Chromebook upgrade to gimp 2.10

After a small stroke I’m not as fast nor remember my good old days since then i got a Chromebook for the simple reason it runs Linux and i wanted to use gimp. This program has the latest version out and now i find it a challenge to upgrade. I’ll appreciate if someone volunteers a few lines, i know Carmelo Dr raw did this already and i will appreciate it. Thank u all.

I thought the Chromebook would update itself, including the Linux apps, but I’m not 100% sure on that.

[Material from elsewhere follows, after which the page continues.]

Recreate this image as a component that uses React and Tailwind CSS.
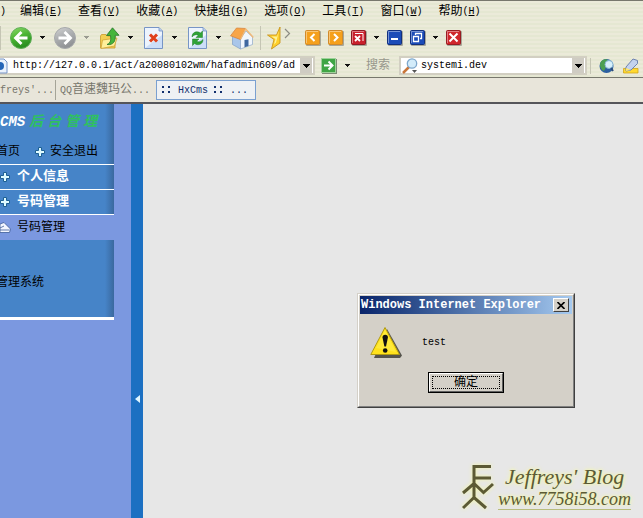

By definition a Chromebook comes with ChromeOS and for linux, either replaces or is in addition. Either way the version of Gimp depends on the linux distro used.

I have a 4-1/2 year old Acer C720 with Bohdi linux installed…but that is based on 'buntu 14.04 ‘Trusty’ and best Gimp obtainable is 2.8.22

As an example, using ubuntu then you need 19.04 for a default Gimp 2.10 or use a PPA for 'buntu 18.04 or use a flatpak for 16.04

The other is Chromebook resources, typically very light. The Acer C720 is 32 bit, 2 GB memory, 32 GB ‘SSD’ Plenty for a lightweight linux, provided care is taken with the chosen applications.

You can add Linux in addition to and it will open as an app, it uses crostini for the installation of Debian stretch but i don’t have the ability to look many things up as before and dependent on users like you for help the upgrade is done with ppa. I’ll look up the post and send the link here.

According to distrowatch.com the default Gimp that comes with Debian 9 (Stretch) is Gimp 2.8.18 No good trying a PPA that is for ubuntu and variants only.

The alternatives might be a ‘snap’ installation see: How to Install GIMP 2.10 on Debian 9 (Stretch) – TecAdmin which should get you to the current 2.10.12 The snag with snap (and flatpak) is using any compiled Gimp plugin such as gmic_gimp_qt and a printer/scanner if you use one, not working because of dependency issues.

You mentioned Carmelo DrRaw and presumably the Gimp 2.10 appimage. Assuming the installed Debian is 64 bit that should work. The only thing I would not like about using an appimage on a Chromebook is the 400 MB in 7500 files written to disk each time you start Gimp. You could use it as a permanent installation by unpacking the appimage. Worth a try.

A pair of demo installations that might help. Hate long videos so split into two
Both using Debian 9. Might/might-not work with a Chromebook and a Debian installation.

This your best bet, if it works. Using the appimage. https://youtu.be/jc-kk3MbI6E duration 4 minutes

or

Tried a snap installation which failed but the flatpak worked ok. https://youtu.be/z-gZOYa1OJM duration 5 minutes.

Thanks, I’ll look at them both.

  1. Enable Linux (Beta) in settings
  2. Download Flatpak from: GIMP - Downloads
  3. Move downloaded file to “Linux Files” in Files app
  4. Run Linux Terminal
  5. “Sudo apt update”
  6. “Sudo apt upgrade”
  7. “Sudo apt-get install flatpak”
  8. “Sudo flatpak install --from ./org.gimp.GIMP.flatpakref”
  9. Follow instructions in terminal, and wait for a minute.
  10. Close terminal
  11. Open Gimp 2.10
  12. ENJOY!!

Wrote this simple tutorial as I myself struggled to install GIMP 2.10! Enjoy!